- [INFORMATION SHOWN]:

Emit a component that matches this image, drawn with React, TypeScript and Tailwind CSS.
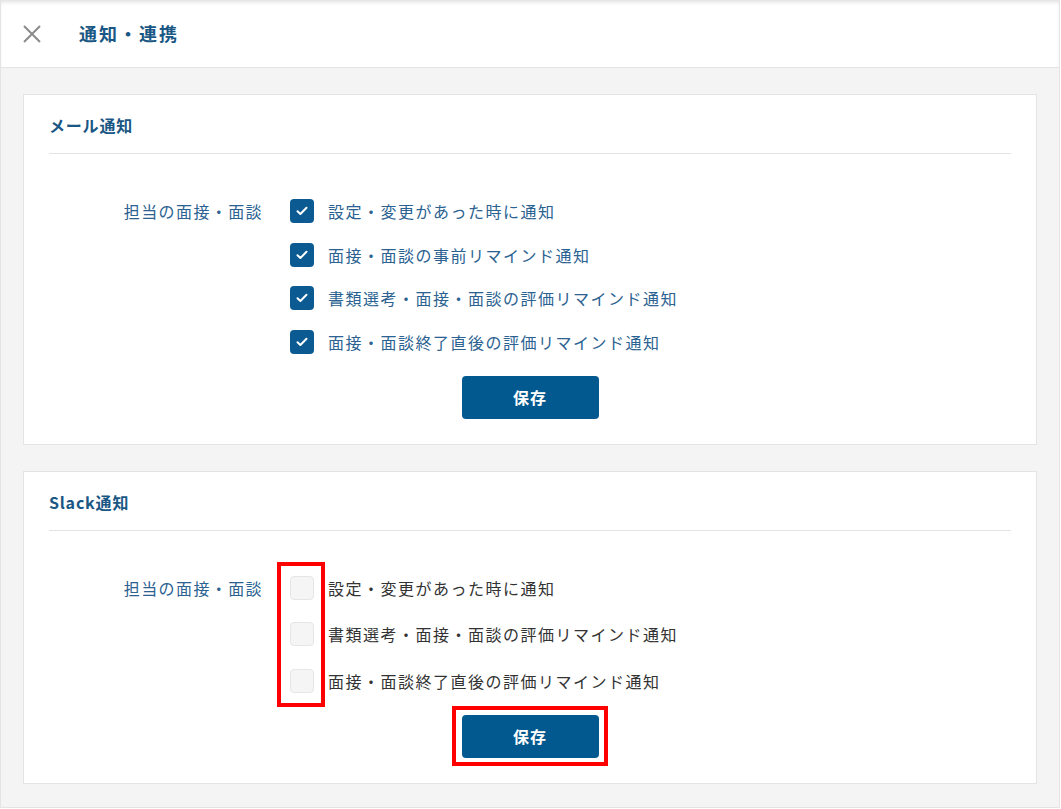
import React from 'react';

type Item = { label: string; checked: boolean };

const mailItems: Item[] = [
    { label: '設定・変更があった時に通知', checked: true },
    { label: '面接・面談の事前リマインド通知', checked: true },
    { label: '書類選考・面接・面談の評価リマインド通知', checked: true },
    { label: '面接・面談終了直後の評価リマインド通知', checked: true },
];

const slackItems: Item[] = [
    { label: '設定・変更があった時に通知', checked: false },
    { label: '書類選考・面接・面談の評価リマインド通知', checked: false },
    { label: '面接・面談終了直後の評価リマインド通知', checked: false },
];

const CheckBox = ({ checked }: { checked: boolean }) => (
    checked ? (
        <span className="w-6 h-6 rounded-[4px] bg-[#0b5a92] flex items-center justify-center shrink-0">
            <svg viewBox="0 0 12 10" className="w-[12px] h-[10px]" fill="none" stroke="white" strokeWidth="2" strokeLinecap="round" strokeLinejoin="round">
                <path d="M1.5 5.2 L4.4 8 L10.5 1.8" />
            </svg>
        </span>
    ) : (
        <span className="w-6 h-6 rounded-[4px] bg-[#f5f5f5] border border-[#e6e6e6] shrink-0" />
    )
);

const Section = ({ title, items, rowGap, textColor }: { title: string; items: Item[]; rowGap: string; textColor: string }) => (
    <div className="bg-white border border-[#e4e4e4]">
        {/* 見出し */}
        <div className="mx-[25px] pt-[18px] pb-[16px] border-b border-[#e4e4e4]">
            <h2 className="text-[16px] leading-6 font-bold text-[#1a5784] tracking-[0.8px]">{title}</h2>
        </div>
        <div className="flex items-start pt-[45px]">
            <div className="w-[239px] h-6 flex items-center justify-end text-[16px] text-[#2b6291] tracking-[1.4px]">
                担当の面接・面談
            </div>
            <div className={`ml-[27px] flex flex-col ${rowGap}`}>
                {items.map((item) => (
                    <label key={item.label} className="flex items-center gap-[14px] h-6">
                        <CheckBox checked={item.checked} />
                        <span className={`text-[16px] tracking-[1.5px] whitespace-nowrap ${textColor}`}>{item.label}</span>
                    </label>
                ))}
            </div>
        </div>
        <div className="flex justify-center pt-[22px] pb-[25px]">
            <button className="w-[137px] h-[43px] rounded-[4px] bg-[#02598f] text-white text-[16px] font-bold tracking-[1px]">
                保存
            </button>
        </div>
    </div>
);

export default function App() {
    return (
        <div
            className="relative w-[1060px] h-[808px] bg-[#f4f4f4] border-x border-b border-[#e4e4e4] flex flex-col"
            style={{ fontFamily: '"Noto Sans CJK JP", "Noto Sans", sans-serif' }}
        >
            {/* ヘッダー */}
            <div className="h-[68px] bg-white border-b border-[#e4e4e4] flex items-center shadow-[inset_0_4px_4px_-2px_rgba(0,0,0,0.13)]">
                <svg viewBox="0 0 20 20" className="ml-[21px] w-5 h-5" fill="none" stroke="#8a8a8a" strokeWidth="2">
                    <path d="M2 2 L18 18 M18 2 L2 18" />
                </svg>
                <h1 className="ml-[37px] text-[18px] font-bold text-[#1a5784] tracking-[2px]">通知・連携</h1>
            </div>

            <div className="flex flex-col gap-[26px] px-[22px] pt-[26px]">
                <Section title="メール通知" items={mailItems} rowGap="gap-[19.5px]" textColor="text-[#2b6291]" />
                <Section title="Slack通知" items={slackItems} rowGap="gap-[22.5px]" textColor="text-[#333333]" />
            </div>

            {/* 注釈の赤枠 */}
            <div className="absolute left-[276px] top-[562px] w-[48px] h-[145px] border-4 border-[#ff0000] pointer-events-none" />
            <div className="absolute left-[451px] top-[706px] w-[156px] h-[60px] border-4 border-[#ff0000] pointer-events-none" />
        </div>
    );
}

- [WHAT TO DO]:
Restate the whole listing above exactly, please, omitting every image.

- [SOLUTION TO THIS EXERCISE]:
Emit a component that matches this image, drawn with React, TypeScript and Tailwind CSS.
import React from 'react';

type Item = { label: string; checked: boolean };

const mailItems: Item[] = [
    { label: '設定・変更があった時に通知', checked: true },
    { label: '面接・面談の事前リマインド通知', checked: true },
    { label: '書類選考・面接・面談の評価リマインド通知', checked: true },
    { label: '面接・面談終了直後の評価リマインド通知', checked: true },
];

const slackItems: Item[] = [
    { label: '設定・変更があった時に通知', checked: false },
    { label: '書類選考・面接・面談の評価リマインド通知', checked: false },
    { label: '面接・面談終了直後の評価リマインド通知', checked: false },
];

const CheckBox = ({ checked }: { checked: boolean }) => (
    checked ? (
        <span className="w-6 h-6 rounded-[4px] bg-[#0b5a92] flex items-center justify-center shrink-0">
            <svg viewBox="0 0 12 10" className="w-[12px] h-[10px]" fill="none" stroke="white" strokeWidth="2" strokeLinecap="round" strokeLinejoin="round">
                <path d="M1.5 5.2 L4.4 8 L10.5 1.8" />
            </svg>
        </span>
    ) : (
        <span className="w-6 h-6 rounded-[4px] bg-[#f5f5f5] border border-[#e6e6e6] shrink-0" />
    )
);

const Section = ({ title, items, rowGap, textColor }: { title: string; items: Item[]; rowGap: string; textColor: string }) => (
    <div className="bg-white border border-[#e4e4e4]">
        {/* 見出し */}
        <div className="mx-[25px] pt-[18px] pb-[16px] border-b border-[#e4e4e4]">
            <h2 className="text-[16px] leading-6 font-bold text-[#1a5784] tracking-[0.8px]">{title}</h2>
        </div>
        <div className="flex items-start pt-[45px]">
            <div className="w-[239px] h-6 flex items-center justify-end text-[16px] text-[#2b6291] tracking-[1.4px]">
                担当の面接・面談
            </div>
            <div className={`ml-[27px] flex flex-col ${rowGap}`}>
                {items.map((item) => (
                    <label key={item.label} className="flex items-center gap-[14px] h-6">
                        <CheckBox checked={item.checked} />
                        <span className={`text-[16px] tracking-[1.5px] whitespace-nowrap ${textColor}`}>{item.label}</span>
                    </label>
                ))}
            </div>
        </div>
        <div className="flex justify-center pt-[22px] pb-[25px]">
            <button className="w-[137px] h-[43px] rounded-[4px] bg-[#02598f] text-white text-[16px] font-bold tracking-[1px]">
                保存
            </button>
        </div>
    </div>
);

export default function App() {
    return (
        <div
            className="relative w-[1060px] h-[808px] bg-[#f4f4f4] border-x border-b border-[#e4e4e4] flex flex-col"
            style={{ fontFamily: '"Noto Sans CJK JP", "Noto Sans", sans-serif' }}
        >
            {/* ヘッダー */}
            <div className="h-[68px] bg-white border-b border-[#e4e4e4] flex items-center shadow-[inset_0_4px_4px_-2px_rgba(0,0,0,0.13)]">
                <svg viewBox="0 0 20 20" className="ml-[21px] w-5 h-5" fill="none" stroke="#8a8a8a" strokeWidth="2">
                    <path d="M2 2 L18 18 M18 2 L2 18" />
                </svg>
                <h1 className="ml-[37px] text-[18px] font-bold text-[#1a5784] tracking-[2px]">通知・連携</h1>
            </div>

            <div className="flex flex-col gap-[26px] px-[22px] pt-[26px]">
                <Section title="メール通知" items={mailItems} rowGap="gap-[19.5px]" textColor="text-[#2b6291]" />
                <Section title="Slack通知" items={slackItems} rowGap="gap-[22.5px]" textColor="text-[#333333]" />
            </div>

            {/* 注釈の赤枠 */}
            <div className="absolute left-[276px] top-[562px] w-[48px] h-[145px] border-4 border-[#ff0000] pointer-events-none" />
            <div className="absolute left-[451px] top-[706px] w-[156px] h-[60px] border-4 border-[#ff0000] pointer-events-none" />
        </div>
    );
}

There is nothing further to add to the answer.